(Written exercise): Set the data down again, exactly as it reads, but without the pictures.

(Dataset excerpt):
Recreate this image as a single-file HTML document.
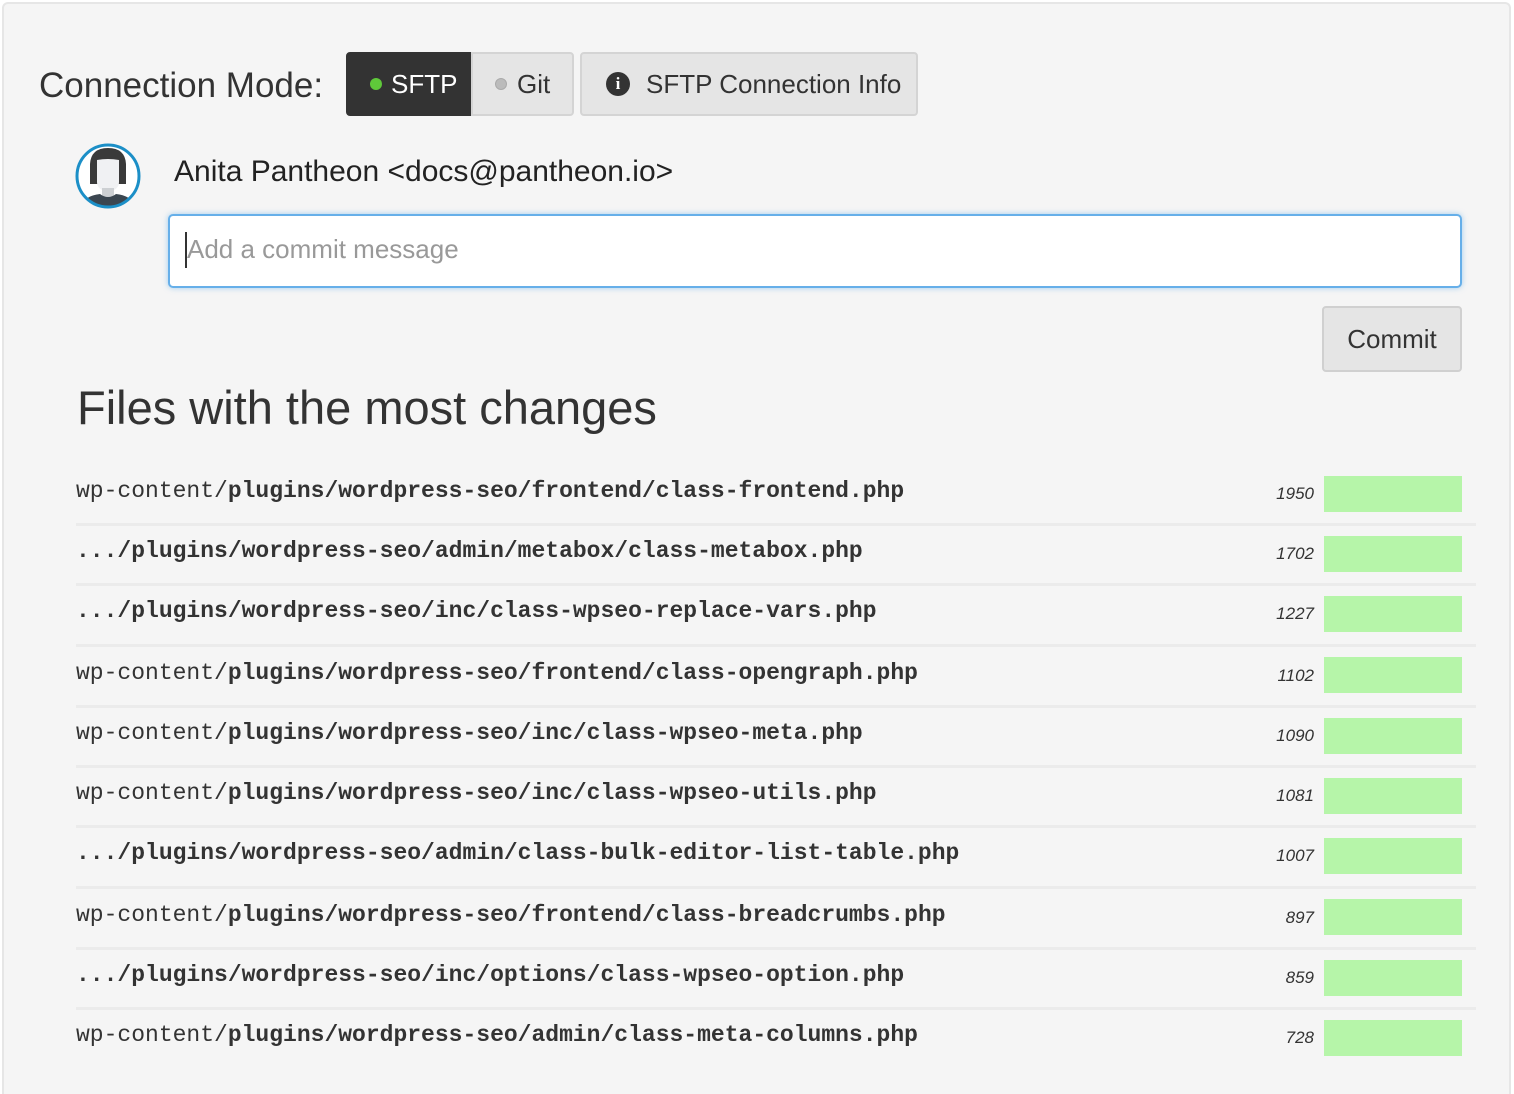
<!DOCTYPE html>
<html style="overflow:hidden;height:1094px"><head><meta charset="utf-8"><style>
*{margin:0;padding:0;box-sizing:border-box}
body{width:1514px;height:1094px;background:#fff;font-family:"Liberation Sans",sans-serif;color:#333;position:relative;overflow:hidden}
.frame{position:absolute;left:2px;top:2px;width:1509px;height:1092px;background:#f5f5f5;border:2px solid #e6e6e6;border-bottom:none;border-radius:6px 6px 0 0}
.a{position:absolute;white-space:nowrap}
.btn{position:absolute;top:52px;height:64px;border:2px solid #d4d4d4;background:#e5e5e5;font-size:26px;color:#333;display:flex;align-items:center}
.mono{font-family:"Liberation Mono",monospace;font-size:23px;color:#333}
.mono b{font-weight:bold}
.num{position:absolute;right:200px;font-style:italic;font-size:17px;color:#333}
.bar{position:absolute;left:1324px;width:138px;height:36px;background:#b6f5a9}
.sep{position:absolute;left:76px;width:1400px;height:3px;background:#ebebeb}
</style></head><body>
<div class="frame"></div>
<div class="a" style="left:39px;top:66px;font-size:35px;color:#333">Connection Mode:</div>
<div class="btn" style="left:346px;width:126px;background:#333;border-color:#333;color:#fff;border-radius:4px 0 0 4px;padding-left:22px"><span style="display:inline-block;width:12px;height:12px;border-radius:50%;background:#5fc93a;margin-right:9px"></span>SFTP</div>
<div class="btn" style="left:471px;width:103px;border-radius:0 4px 4px 0;padding-left:22px"><span style="display:inline-block;width:12px;height:12px;border-radius:50%;background:#bbb;border:1px solid #aaa;margin-right:10px"></span>Git</div>
<div class="btn" style="left:580px;width:338px;border-radius:4px;padding-left:24px"><span style="display:inline-block;width:24px;height:24px;border-radius:50%;background:#333;color:#fff;font-size:17px;font-weight:bold;text-align:center;line-height:24px;margin-right:16px;font-family:'Liberation Serif',serif">i</span>SFTP Connection Info</div>
<svg class="a" style="left:74px;top:142px" width="68" height="68" viewBox="0 0 68 68">
<defs><clipPath id="c"><circle cx="34" cy="34" r="31"/></clipPath></defs>
<circle cx="34" cy="34" r="31" fill="#fff"/>
<g clip-path="url(#c)">
<path d="M16 42 L16 22 Q17 6 34 6 Q51 6 52 22 L52 42 Z" fill="#3a3a3a"/>
<path d="M23 18 Q34 16 45 18 L45 40 Q45 48 34 50 Q23 48 23 40 Z" fill="#f0f1f3"/>
<rect x="28" y="46" width="12" height="10" fill="#cdd0d3"/>
<path d="M6 68 Q8 54 26 52 Q34 58 42 52 Q60 54 62 68 Z" fill="#3b4650"/>
</g>
<circle cx="34" cy="34" r="31" fill="none" stroke="#1c8fc7" stroke-width="3"/>
</svg>
<div class="a" style="left:174px;top:155px;font-size:30px;color:#222">Anita Pantheon &lt;docs@pantheon.io&gt;</div>
<div class="a" style="left:168px;top:214px;width:1294px;height:74px;background:#fff;border:2px solid #66afe9;border-radius:5px;box-shadow:0 0 6px rgba(102,175,233,.6)"></div>
<div class="a" style="left:185px;top:232px;width:2px;height:36px;background:#333"></div>
<div class="a" style="left:187px;top:234px;font-size:26px;color:#999">Add a commit message</div>
<div class="a" style="left:1322px;top:306px;width:140px;height:66px;background:#e5e5e5;border:2px solid #d0d0d0;border-radius:4px;font-size:26px;color:#333;text-align:center;line-height:62px">Commit</div>
<div class="a" style="left:77px;top:380px;font-size:47px;color:#333">Files with the most changes</div>

<div class="a mono" style="left:76px;top:478px">wp-content/<b>plugins/wordpress-seo/frontend/class-frontend.php</b></div>
<div class="num" style="top:484px">1950</div><div class="bar" style="top:476px"></div><div class="sep" style="top:523px"></div>

<div class="a mono" style="left:76px;top:538px"><b>.../plugins/wordpress-seo/admin/metabox/class-metabox.php</b></div>
<div class="num" style="top:544px">1702</div><div class="bar" style="top:536px"></div><div class="sep" style="top:583px"></div>

<div class="a mono" style="left:76px;top:598px"><b>.../plugins/wordpress-seo/inc/class-wpseo-replace-vars.php</b></div>
<div class="num" style="top:604px">1227</div><div class="bar" style="top:596px"></div><div class="sep" style="top:644px"></div>

<div class="a mono" style="left:76px;top:660px">wp-content/<b>plugins/wordpress-seo/frontend/class-opengraph.php</b></div>
<div class="num" style="top:666px">1102</div><div class="bar" style="top:657px"></div><div class="sep" style="top:705px"></div>

<div class="a mono" style="left:76px;top:720px">wp-content/<b>plugins/wordpress-seo/inc/class-wpseo-meta.php</b></div>
<div class="num" style="top:726px">1090</div><div class="bar" style="top:718px"></div><div class="sep" style="top:765px"></div>

<div class="a mono" style="left:76px;top:780px">wp-content/<b>plugins/wordpress-seo/inc/class-wpseo-utils.php</b></div>
<div class="num" style="top:786px">1081</div><div class="bar" style="top:778px"></div><div class="sep" style="top:825px"></div>

<div class="a mono" style="left:76px;top:840px"><b>.../plugins/wordpress-seo/admin/class-bulk-editor-list-table.php</b></div>
<div class="num" style="top:846px">1007</div><div class="bar" style="top:838px"></div><div class="sep" style="top:886px"></div>

<div class="a mono" style="left:76px;top:902px">wp-content/<b>plugins/wordpress-seo/frontend/class-breadcrumbs.php</b></div>
<div class="num" style="top:908px">897</div><div class="bar" style="top:899px"></div><div class="sep" style="top:947px"></div>

<div class="a mono" style="left:76px;top:962px"><b>.../plugins/wordpress-seo/inc/options/class-wpseo-option.php</b></div>
<div class="num" style="top:968px">859</div><div class="bar" style="top:960px"></div><div class="sep" style="top:1007px"></div>

<div class="a mono" style="left:76px;top:1022px">wp-content/<b>plugins/wordpress-seo/admin/class-meta-columns.php</b></div>
<div class="num" style="top:1028px">728</div><div class="bar" style="top:1020px"></div>
</body></html>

(Exercise solution):
Recreate this image as a single-file HTML document.
<!DOCTYPE html>
<html style="overflow:hidden;height:1094px"><head><meta charset="utf-8"><style>
*{margin:0;padding:0;box-sizing:border-box}
body{width:1514px;height:1094px;background:#fff;font-family:"Liberation Sans",sans-serif;color:#333;position:relative;overflow:hidden}
.frame{position:absolute;left:2px;top:2px;width:1509px;height:1092px;background:#f5f5f5;border:2px solid #e6e6e6;border-bottom:none;border-radius:6px 6px 0 0}
.a{position:absolute;white-space:nowrap}
.btn{position:absolute;top:52px;height:64px;border:2px solid #d4d4d4;background:#e5e5e5;font-size:26px;color:#333;display:flex;align-items:center}
.mono{font-family:"Liberation Mono",monospace;font-size:23px;color:#333}
.mono b{font-weight:bold}
.num{position:absolute;right:200px;font-style:italic;font-size:17px;color:#333}
.bar{position:absolute;left:1324px;width:138px;height:36px;background:#b6f5a9}
.sep{position:absolute;left:76px;width:1400px;height:3px;background:#ebebeb}
</style></head><body>
<div class="frame"></div>
<div class="a" style="left:39px;top:66px;font-size:35px;color:#333">Connection Mode:</div>
<div class="btn" style="left:346px;width:126px;background:#333;border-color:#333;color:#fff;border-radius:4px 0 0 4px;padding-left:22px"><span style="display:inline-block;width:12px;height:12px;border-radius:50%;background:#5fc93a;margin-right:9px"></span>SFTP</div>
<div class="btn" style="left:471px;width:103px;border-radius:0 4px 4px 0;padding-left:22px"><span style="display:inline-block;width:12px;height:12px;border-radius:50%;background:#bbb;border:1px solid #aaa;margin-right:10px"></span>Git</div>
<div class="btn" style="left:580px;width:338px;border-radius:4px;padding-left:24px"><span style="display:inline-block;width:24px;height:24px;border-radius:50%;background:#333;color:#fff;font-size:17px;font-weight:bold;text-align:center;line-height:24px;margin-right:16px;font-family:'Liberation Serif',serif">i</span>SFTP Connection Info</div>
<svg class="a" style="left:74px;top:142px" width="68" height="68" viewBox="0 0 68 68">
<defs><clipPath id="c"><circle cx="34" cy="34" r="31"/></clipPath></defs>
<circle cx="34" cy="34" r="31" fill="#fff"/>
<g clip-path="url(#c)">
<path d="M16 42 L16 22 Q17 6 34 6 Q51 6 52 22 L52 42 Z" fill="#3a3a3a"/>
<path d="M23 18 Q34 16 45 18 L45 40 Q45 48 34 50 Q23 48 23 40 Z" fill="#f0f1f3"/>
<rect x="28" y="46" width="12" height="10" fill="#cdd0d3"/>
<path d="M6 68 Q8 54 26 52 Q34 58 42 52 Q60 54 62 68 Z" fill="#3b4650"/>
</g>
<circle cx="34" cy="34" r="31" fill="none" stroke="#1c8fc7" stroke-width="3"/>
</svg>
<div class="a" style="left:174px;top:155px;font-size:30px;color:#222">Anita Pantheon &lt;docs@pantheon.io&gt;</div>
<div class="a" style="left:168px;top:214px;width:1294px;height:74px;background:#fff;border:2px solid #66afe9;border-radius:5px;box-shadow:0 0 6px rgba(102,175,233,.6)"></div>
<div class="a" style="left:185px;top:232px;width:2px;height:36px;background:#333"></div>
<div class="a" style="left:187px;top:234px;font-size:26px;color:#999">Add a commit message</div>
<div class="a" style="left:1322px;top:306px;width:140px;height:66px;background:#e5e5e5;border:2px solid #d0d0d0;border-radius:4px;font-size:26px;color:#333;text-align:center;line-height:62px">Commit</div>
<div class="a" style="left:77px;top:380px;font-size:47px;color:#333">Files with the most changes</div>

<div class="a mono" style="left:76px;top:478px">wp-content/<b>plugins/wordpress-seo/frontend/class-frontend.php</b></div>
<div class="num" style="top:484px">1950</div><div class="bar" style="top:476px"></div><div class="sep" style="top:523px"></div>

<div class="a mono" style="left:76px;top:538px"><b>.../plugins/wordpress-seo/admin/metabox/class-metabox.php</b></div>
<div class="num" style="top:544px">1702</div><div class="bar" style="top:536px"></div><div class="sep" style="top:583px"></div>

<div class="a mono" style="left:76px;top:598px"><b>.../plugins/wordpress-seo/inc/class-wpseo-replace-vars.php</b></div>
<div class="num" style="top:604px">1227</div><div class="bar" style="top:596px"></div><div class="sep" style="top:644px"></div>

<div class="a mono" style="left:76px;top:660px">wp-content/<b>plugins/wordpress-seo/frontend/class-opengraph.php</b></div>
<div class="num" style="top:666px">1102</div><div class="bar" style="top:657px"></div><div class="sep" style="top:705px"></div>

<div class="a mono" style="left:76px;top:720px">wp-content/<b>plugins/wordpress-seo/inc/class-wpseo-meta.php</b></div>
<div class="num" style="top:726px">1090</div><div class="bar" style="top:718px"></div><div class="sep" style="top:765px"></div>

<div class="a mono" style="left:76px;top:780px">wp-content/<b>plugins/wordpress-seo/inc/class-wpseo-utils.php</b></div>
<div class="num" style="top:786px">1081</div><div class="bar" style="top:778px"></div><div class="sep" style="top:825px"></div>

<div class="a mono" style="left:76px;top:840px"><b>.../plugins/wordpress-seo/admin/class-bulk-editor-list-table.php</b></div>
<div class="num" style="top:846px">1007</div><div class="bar" style="top:838px"></div><div class="sep" style="top:886px"></div>

<div class="a mono" style="left:76px;top:902px">wp-content/<b>plugins/wordpress-seo/frontend/class-breadcrumbs.php</b></div>
<div class="num" style="top:908px">897</div><div class="bar" style="top:899px"></div><div class="sep" style="top:947px"></div>

<div class="a mono" style="left:76px;top:962px"><b>.../plugins/wordpress-seo/inc/options/class-wpseo-option.php</b></div>
<div class="num" style="top:968px">859</div><div class="bar" style="top:960px"></div><div class="sep" style="top:1007px"></div>

<div class="a mono" style="left:76px;top:1022px">wp-content/<b>plugins/wordpress-seo/admin/class-meta-columns.php</b></div>
<div class="num" style="top:1028px">728</div><div class="bar" style="top:1020px"></div>
</body></html>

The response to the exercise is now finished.